Ukraine examining how to monitor any ceasefire, foreign minister says

KYIV (Reuters) – Kyiv has begun examining how to monitor any ceasefire along the frontline of its war with Russia, which runs for over 1,300 km (800 miles), Ukraine’s foreign minister said on Friday, as a survey suggested half its citizens oppose ceding land for quick peace.

U.S. President Donald Trump is urging Russian President Vladimir Putin to accept a ceasefire proposal that Washington negotiated with Ukraine.

Putin on Thursday welcomed the plan in principle but laid out a list of conditions, suggesting there would be no rapid agreement from Moscow, and prompting scepticism in Kyiv.

“In order to avoid possible provocations from the Russian side, we need to be prepared,” Andrii Sybiha told journalists on Friday, announcing that a team would be set up to consider how to monitor any truce.
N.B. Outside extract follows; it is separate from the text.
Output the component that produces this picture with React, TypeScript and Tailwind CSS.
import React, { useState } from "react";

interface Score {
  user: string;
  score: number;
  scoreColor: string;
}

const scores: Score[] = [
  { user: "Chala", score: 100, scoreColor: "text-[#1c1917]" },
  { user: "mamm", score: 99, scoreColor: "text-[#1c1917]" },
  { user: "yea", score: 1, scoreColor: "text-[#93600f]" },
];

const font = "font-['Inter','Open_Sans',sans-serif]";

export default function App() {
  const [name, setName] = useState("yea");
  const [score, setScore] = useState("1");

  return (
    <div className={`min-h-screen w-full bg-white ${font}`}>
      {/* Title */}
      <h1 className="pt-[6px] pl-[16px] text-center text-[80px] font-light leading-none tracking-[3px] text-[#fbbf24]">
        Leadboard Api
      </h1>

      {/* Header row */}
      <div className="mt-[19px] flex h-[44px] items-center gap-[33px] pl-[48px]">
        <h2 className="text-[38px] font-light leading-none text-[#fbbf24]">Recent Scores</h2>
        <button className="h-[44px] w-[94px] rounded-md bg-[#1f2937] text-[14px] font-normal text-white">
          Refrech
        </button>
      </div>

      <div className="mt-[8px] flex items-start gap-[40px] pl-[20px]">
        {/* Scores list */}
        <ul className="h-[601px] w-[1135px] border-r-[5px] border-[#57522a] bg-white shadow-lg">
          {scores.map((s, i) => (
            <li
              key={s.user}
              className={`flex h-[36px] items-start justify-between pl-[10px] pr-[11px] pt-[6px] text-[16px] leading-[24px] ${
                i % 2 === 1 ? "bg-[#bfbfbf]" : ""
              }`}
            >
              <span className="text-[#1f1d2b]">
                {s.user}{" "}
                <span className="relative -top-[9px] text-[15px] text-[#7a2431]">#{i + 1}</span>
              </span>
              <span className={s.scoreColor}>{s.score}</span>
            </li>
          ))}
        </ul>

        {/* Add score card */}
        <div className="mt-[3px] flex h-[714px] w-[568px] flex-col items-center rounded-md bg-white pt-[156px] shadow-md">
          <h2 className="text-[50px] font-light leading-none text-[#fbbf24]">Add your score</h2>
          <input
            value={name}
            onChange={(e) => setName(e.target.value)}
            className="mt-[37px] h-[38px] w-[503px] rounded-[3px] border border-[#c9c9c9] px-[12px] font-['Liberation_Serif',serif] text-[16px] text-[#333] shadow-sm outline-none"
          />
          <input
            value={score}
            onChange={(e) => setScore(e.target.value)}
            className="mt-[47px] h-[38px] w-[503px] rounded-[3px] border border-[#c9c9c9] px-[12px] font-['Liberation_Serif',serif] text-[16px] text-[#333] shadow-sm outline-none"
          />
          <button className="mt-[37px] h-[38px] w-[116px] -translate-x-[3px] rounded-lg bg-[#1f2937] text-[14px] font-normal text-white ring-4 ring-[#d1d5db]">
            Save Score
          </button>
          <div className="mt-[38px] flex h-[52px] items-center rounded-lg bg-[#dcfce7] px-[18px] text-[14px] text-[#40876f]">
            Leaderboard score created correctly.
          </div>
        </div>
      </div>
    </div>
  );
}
On Thursday, he had posted on X that “Putin seeks to continue the war. The rest of his words are just a smokescreen”, echoing the response of President Volodymyr Zelenskiy.

Sybiha was part of the Ukrainian delegation that met with American representatives in Saudi Arabia and said Kyiv supported Washington’s proposal for a 30-day ceasefire in the full-scale invasion launched by Russia three years ago.
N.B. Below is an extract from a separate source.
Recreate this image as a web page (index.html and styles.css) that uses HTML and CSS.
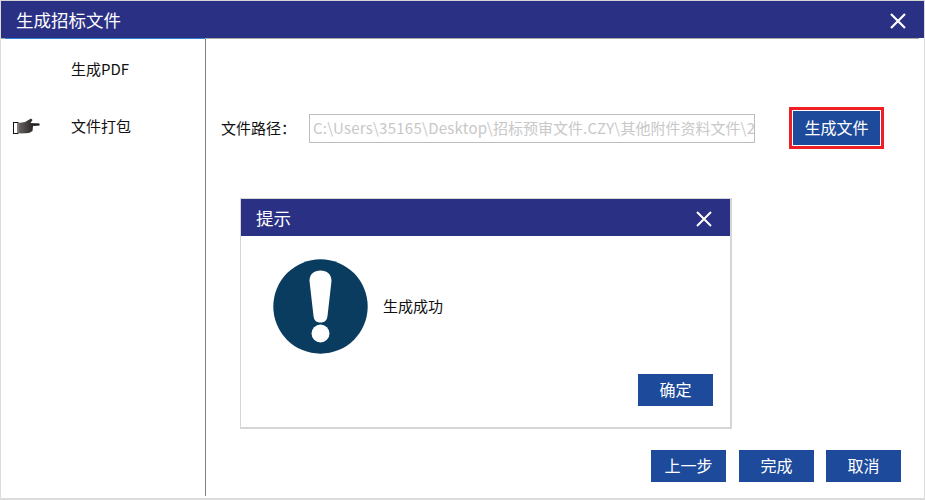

He said the monitoring would be complex, recalling Ukraine’s negative experience with truces under the German- and French-backed Minsk process with the insurgency that Russia backed in eastern Ukraine from 2014 onward. Russia now controls around a fifth of Ukraine.

In a survey published on Friday by the Kyiv International Institute of Sociology, 50% of respondents opposed ceding any territory in exchange for peace and a guarantee of independence, compared to 51% in December, while 39% were in favour.